10.4. Counterparts. This Agreement and any exhibit hereto may be executed in multiple counterparts, each of which shall constitute an original, but all of which shall constitute but one and the same instrument. One or more counterparts of this Agreement or any exhibit hereto may be delivered via fax or via e-mail delivery of a “.pdf” format data file, with the intention that they shall have the same effect as an original counterpart hereof.
10.5. Effect of Headings/Gender References. The article and section headings herein are for convenience only and shall not affect the construction or interpretation hereof. The use of any gender in the Agreement shall be deemed to include the other genders, and the use of the singular in this Agreement shall be deemed to include the plural (and vice versa), wherever appropriate.
10.6. Governing Law/Forum. This Agreement shall be deemed a contract made under the laws of Delaware and together with the rights and obligations of the parties hereunder, shall be construed under and governed by the laws of such state. Any action or proceeding seeking to enforce any provision of, or based on any right arising out of, this Agreement or any of the transactions contemplated hereby, shall be brought against any of the parties and brought and heard before a mutually agreed to single arbitrator whom is a member of at least one of these associations; Arbitration Association, the National Arbitration Forum or the International Council for Commercial Arbitration, depending on the type of dispute.
10.7. Arbitration; Reasoned Award. The Parties agree that the arbitration will be a “reasoned award”, meaning: (a) the award will be in writing, dated, and signed by the arbitrator; (b) the writing will include a list of briefs and or exhibits considered, the testimony and evidence presented at the hearing; (c) the award should identify each issue necessary to the decision, state the arbitrators determination of each issue, and provide the reason(s) for the arbitrator’s resolution of each issue; (d) the award may include a statement or outline of the operative facts (to the extent any factual finding presents a significant reason for the arbitrator’s resolution of a contested issue, however, the finding shall be included in the award; and (e) the award may also include conclusions of law.

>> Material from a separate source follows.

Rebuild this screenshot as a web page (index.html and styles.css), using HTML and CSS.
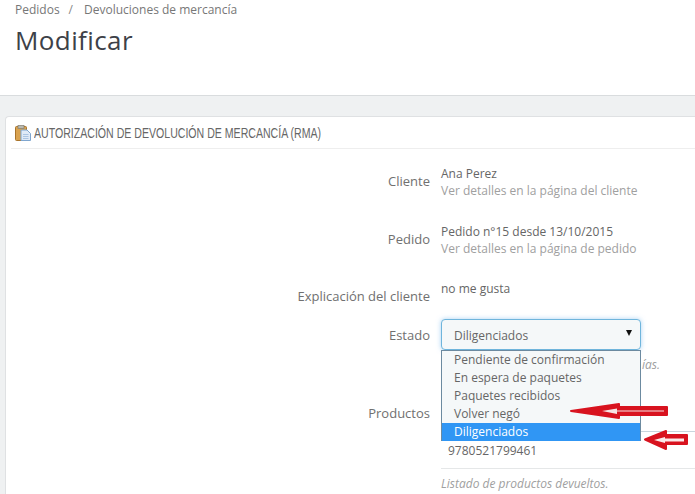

10.8. Attorney’s Fees. In the case of any dispute under this Agreement resolved pursuant to Section 10.6, the prevailing Party, defined as the Party whom an arbitrator finds substantially in favor of, shall be entitled to recover reasonable attorney’s fees, arbitration costs (filing fee and travel), interest, if applicable, and all other costs associated with bringing the action. Process in any action or proceeding referred to in the preceding sentence may be served on either Party anywhere in the world.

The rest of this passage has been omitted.